A December 1, 1905 issue of the Duluth Evening Herald described the wreck of the Spencer and the Amboy:
Both boats lost their bearings in the snowstorm and landed on a sandy beach. As soon as they struck, buoys with lines were thrown over the side. When they floated ashore they were caught by fishermen and made fast. With an improvised life buoy rigged in the hawsers the entire crew were taken safely to shore preceded by Mrs. Harry Lawe, wife of the mate, who was acting as steward. The vessels ran on the rocks Tuesday morning, and for thirteen hours the situation of the crew on the battered hulks was desperate. Fishermen rushed into the surf almost to their necks and aided the sailors to escape. The Spencers cargo can be lightered but there is little hope for saving the boat. The vessels were coming up without cargo to load ore. Capt. Frank Conland sailed the Spencer and Fred Watson was master of the Amboy. The Spencer was valued at $35,000 and the Amboy at $10,000.
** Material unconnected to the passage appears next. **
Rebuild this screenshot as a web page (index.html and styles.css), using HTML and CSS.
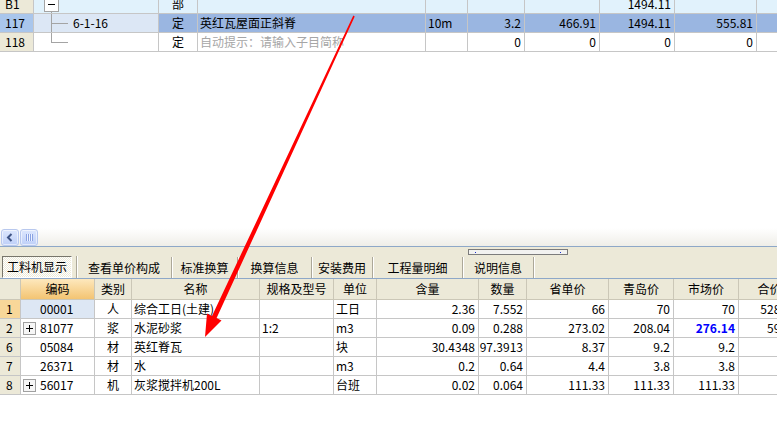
FILE: index.html
```html
<!DOCTYPE html>
<html lang="zh">
<head>
<meta charset="utf-8">
<title>工料机显示</title>
<link rel="stylesheet" href="styles.css">
</head>
<body>
<div class="app">
  <div class="top-pane">
    <div class="grid top-grid">
      <div class="c rh">B1</div>
      <div class="c tree t-root b1"><span class="tbox"></span></div>
      <div class="c ctr b1">部</div>
      <div class="c b1"></div>
      <div class="c b1"></div>
      <div class="c b1"></div>
      <div class="c b1"></div>
      <div class="c r b1">1494.11</div>
      <div class="c b1"></div>
      <div class="c b1"></div>

      <div class="c rh rh-sel">117</div>
      <div class="c tree t-mid sel-soft">6-1-16</div>
      <div class="c ctr sel">定</div>
      <div class="c sel">英红瓦屋面正斜脊</div>
      <div class="c sel">10m</div>
      <div class="c r sel">3.2</div>
      <div class="c r sel">466.91</div>
      <div class="c r sel">1494.11</div>
      <div class="c r sel">555.81</div>
      <div class="c sel"></div>

      <div class="c rh">118</div>
      <div class="c tree t-last"></div>
      <div class="c ctr">定</div>
      <div class="c hint">自动提示：请输入子目简称</div>
      <div class="c"></div>
      <div class="c r">0</div>
      <div class="c r">0</div>
      <div class="c r">0</div>
      <div class="c r">0</div>
      <div class="c"></div>
    </div>
  </div>

  <div class="hscroll">
    <span class="sbtn"><svg width="8" height="9" viewBox="0 0 8 9"><path d="M5.5 1 L2 4.5 L5.5 8" fill="none" stroke="#3f5485" stroke-width="2"/></svg></span>
    <span class="sbtn thumb"><span class="grip"></span></span>
  </div>

  <div class="tabbar">
    <div class="splitter"><i></i><i></i></div>
    <div class="tab first"><span class="active">工料机显示</span></div>
    <div class="tab t2">查看单价构成</div>
    <div class="tab t3">标准换算</div>
    <div class="tab t4">换算信息</div>
    <div class="tab t5">安装费用</div>
    <div class="tab t6">工程量明细</div>
    <div class="tab t7">说明信息</div>
  </div>

  <div class="grid bottom-grid">
    <div class="c h"></div>
    <div class="c h h-act">编码</div>
    <div class="c h">类别</div>
    <div class="c h">名称</div>
    <div class="c h">规格及型号</div>
    <div class="c h">单位</div>
    <div class="c h">含量</div>
    <div class="c h">数量</div>
    <div class="c h">省单价</div>
    <div class="c h">青岛价</div>
    <div class="c h">市场价</div>
    <div class="c h">合价</div>

    <div class="c rn rn-act">1</div>
    <div class="c code code-sel">00001</div>
    <div class="c ctr">人</div>
    <div class="c">综合工日(土建)</div>
    <div class="c"></div>
    <div class="c">工日</div>
    <div class="c r">2.36</div>
    <div class="c r">7.552</div>
    <div class="c r">66</div>
    <div class="c r">70</div>
    <div class="c r">70</div>
    <div class="c r">528.64</div>

    <div class="c rn">2</div>
    <div class="c code"><span class="exp"></span>81077</div>
    <div class="c ctr">浆</div>
    <div class="c">水泥砂浆</div>
    <div class="c">1:2</div>
    <div class="c">m3</div>
    <div class="c r">0.09</div>
    <div class="c r">0.288</div>
    <div class="c r">273.02</div>
    <div class="c r">208.04</div>
    <div class="c r hl">276.14</div>
    <div class="c r">59.53</div>

    <div class="c rn">6</div>
    <div class="c code">05084</div>
    <div class="c ctr">材</div>
    <div class="c">英红脊瓦</div>
    <div class="c"></div>
    <div class="c">块</div>
    <div class="c r">30.4348</div>
    <div class="c r">97.3913</div>
    <div class="c r">8.37</div>
    <div class="c r">9.2</div>
    <div class="c r">9.2</div>
    <div class="c"></div>

    <div class="c rn">7</div>
    <div class="c code">26371</div>
    <div class="c ctr">材</div>
    <div class="c">水</div>
    <div class="c"></div>
    <div class="c">m3</div>
    <div class="c r">0.2</div>
    <div class="c r">0.64</div>
    <div class="c r">4.4</div>
    <div class="c r">3.8</div>
    <div class="c r">3.8</div>
    <div class="c"></div>

    <div class="c rn">8</div>
    <div class="c code"><span class="exp"></span>56017</div>
    <div class="c ctr">机</div>
    <div class="c">灰浆搅拌机200L</div>
    <div class="c"></div>
    <div class="c">台班</div>
    <div class="c r">0.02</div>
    <div class="c r">0.064</div>
    <div class="c r">111.33</div>
    <div class="c r">111.33</div>
    <div class="c r">111.33</div>
    <div class="c"></div>
  </div>

  <svg class="arrow" width="777" height="447" viewBox="0 0 777 447">
    <polygon points="353.3,15.6 354.7,16.4 216.6,318.1 221.5,320.4 205,337 207,313.6 212,315.9" fill="#ff0000"/>
  </svg>
</div>
</body>
</html>
```

FILE: styles.css
```css
* { box-sizing: border-box; margin: 0; padding: 0; }

html, body {
  width: 777px;
  height: 447px;
  overflow: hidden;
  background: #ffffff;
}

body {
  font-family: "Noto Sans CJK SC", "Noto Sans", sans-serif;
  font-size: 12px;
  color: #000;
}

.app {
  position: relative;
  width: 777px;
  height: 447px;
  overflow: hidden;
}

/* ---------- grids ---------- */
.grid {
  display: grid;
  grid-auto-rows: 19px;
  width: 801px;
}

.top-pane {
  height: 228px;
  overflow: hidden;
}

.top-grid {
  grid-template-columns: 34px 125px 39px 228px 42px 57px 75px 75px 82px 44px;
  margin-top: -5px;
}

.c {
  display: flex;
  align-items: center;
  padding: 0 2px;
  border-right: 1px solid #c6c6c6;
  border-bottom: 1px solid #c6c6c6;
  white-space: nowrap;
  overflow: hidden;
  line-height: 1;
}

.r { justify-content: flex-end; padding-right: 3px; }
.ctr { justify-content: center; }

.rh {
  background: #ece9d8;
  padding-left: 5px;
}
.rh-sel { background: #a9c6ec; }

.b1 { background-color: #e1f2fc; }
.sel { background-color: #9ab6e1; }
.sel-soft { background-color: #dce7f5; }
.hint { color: #a6a6a6; }

/* tree connectors */
.tree { padding-left: 10px; }
.t-root {
  background-image: linear-gradient(#a4a4a4, #a4a4a4);
  background-position: 17px 17px;
  background-size: 1px 2px;
  background-repeat: no-repeat;
}
.t-mid {
  padding-left: 39px;
  background-image: linear-gradient(#a4a4a4, #a4a4a4), linear-gradient(#a4a4a4, #a4a4a4);
  background-position: 17px 0, 17px 9px;
  background-size: 1px 100%, 17px 1px;
  background-repeat: no-repeat;
}
.t-last {
  background-image: linear-gradient(#a4a4a4, #a4a4a4), linear-gradient(#a4a4a4, #a4a4a4);
  background-position: 17px 0, 17px 9px;
  background-size: 1px 10px, 17px 1px;
  background-repeat: no-repeat;
}
.tbox {
  width: 15px;
  height: 15px;
  border: 1px solid #a4a4a4;
  background: linear-gradient(#000, #000) center / 7px 1px no-repeat, #fff;
}

/* ---------- horizontal scrollbar ---------- */
.hscroll {
  height: 18px;
  display: flex;
  align-items: flex-end;
  gap: 1px;
  padding-left: 1px;
  background: linear-gradient(#ffffff, #efeee8);
}
.sbtn {
  width: 18px;
  height: 17px;
  display: flex;
  align-items: center;
  justify-content: center;
  border: 1px solid #b8c8ee;
  border-radius: 3px;
  background: linear-gradient(#dce6fd, #bfd0f8);
  box-shadow: inset 0 0 0 1px rgba(255, 255, 255, 0.55);
}
.grip {
  width: 7px;
  height: 7px;
  background: repeating-linear-gradient(90deg, #8aa2e2 0 1px, #eef3ff 1px 2px);
}

/* ---------- tab bar ---------- */
.tabbar {
  position: relative;
  height: 33px;
  display: flex;
  align-items: flex-end;
  padding-left: 2px;
  background: #ece9d8;
  border-top: 1px solid #8ea8c8;
  border-bottom: 1px solid #8ea8c8;
}
.splitter {
  position: absolute;
  left: 468px;
  top: 2px;
  width: 100px;
  height: 6px;
  border: 1px solid #7c7c7c;
  background: #f2f2f0;
  display: flex;
  justify-content: space-between;
  align-items: center;
  padding: 0 6px;
}
.splitter i {
  width: 1px;
  height: 1px;
  background: #1a2fd0;
}
.tab {
  height: 21px;
  display: flex;
  align-items: center;
  justify-content: center;
  border-right: 1px solid #aca899;
  box-shadow: 1px 0 0 #ffffff;
  line-height: 1;
  white-space: nowrap;
}
.tab.first {
  width: 75px;
  height: 22px;
  justify-content: flex-start;
  align-items: stretch;
  padding-bottom: 0;
}
.active {
  width: 70px;
  display: flex;
  align-items: center;
  justify-content: center;
  border: 1px solid;
  border-color: #77756b #ffffff #ffffff #77756b;
  background: repeating-conic-gradient(#ffffff 0 25%, #ece9d8 0 50%) 0 0 / 2px 2px;
}
.t2 { width: 95px; }
.t3 { width: 66px; }
.t4 { width: 74px; }
.t5 { width: 61px; }
.t6 { width: 90px; }
.t7 { width: 71px; }

/* ---------- bottom grid ---------- */
.bottom-grid {
  grid-template-columns: 21px 74px 37px 128px 74px 43px 102px 48px 82px 65px 65px 62px;
  grid-template-rows: 21px;
}
.h {
  justify-content: center;
  background: #ece9d8;
  border-color: #cbc7b7;
}
.h-act { background: linear-gradient(#fde8bd, #f3c472); }
.rn {
  background: #ece9d8;
  padding-left: 6px;
}
.rn-act { background: #f8d799; }
.code { padding-left: 19px; }
.code-sel { background: #dde7f4; }
.exp {
  width: 13px;
  height: 13px;
  margin-left: -17px;
  margin-right: 4px;
  border: 1px solid #a0a0a0;
  background:
    linear-gradient(#000, #000) center / 7px 1px no-repeat,
    linear-gradient(#000, #000) center / 1px 7px no-repeat,
    #f6f6f6;
}
.hl {
  color: #0000ff;
  font-weight: bold;
}

/* ---------- annotation arrow ---------- */
.arrow {
  position: absolute;
  left: 0;
  top: 0;
  pointer-events: none;
}
```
A December 6, 1905 issue of the Duluth News Tribune wrote about the assessment of the wrecks:

Captain C.O. Flynn returned last evening from an inspection of the stranded steamer George Spencer and schooner Amboy. He said "the schooner Amboy is a total wreck...the steamer Spencer is still in good shape. Her hatches are intact, and she does not appear to be seriously damaged. As to the condition of her bottom that cannot be told at present.

==The George Spencer today==
The remains of the George Spencer lies off the beach and about one mile south of Sugar Loaf Cove, the quarter mile long stretch of beach is crescent shaped and blends from the large cobbles on the north to the sand on the south section of the beach. Even though much of her hull was removed there are still large bits of her hull on the site. Her wreck is a lot more intact than that of the Amboy. The wreckage of the Spencer consists of a 141 ft long section of the base of her wooden hull from the turn of the bilge down. Her hull lies perpendicular to the beach. A piece of her hull, possibly the bow lies in 3 ft of water and about 40 ft from the beach. Her stern lies in 20 ft.

==The Amboy today==
The remains of the Amboy lies not too far from the wreck of the Spencer. The remains of the Amboys 74 ft keelson is encased in sand and cobbles. The section of her keelson which is parallel to the beach has been eroded by the waves, it consists of side-by-side white oak timbers. It is two timbers high and secured with hundreds of iron bolts that are .875 inches in diameter. Near the southern end of the timbers there is an upright timber which is believed to be part of her centreboard.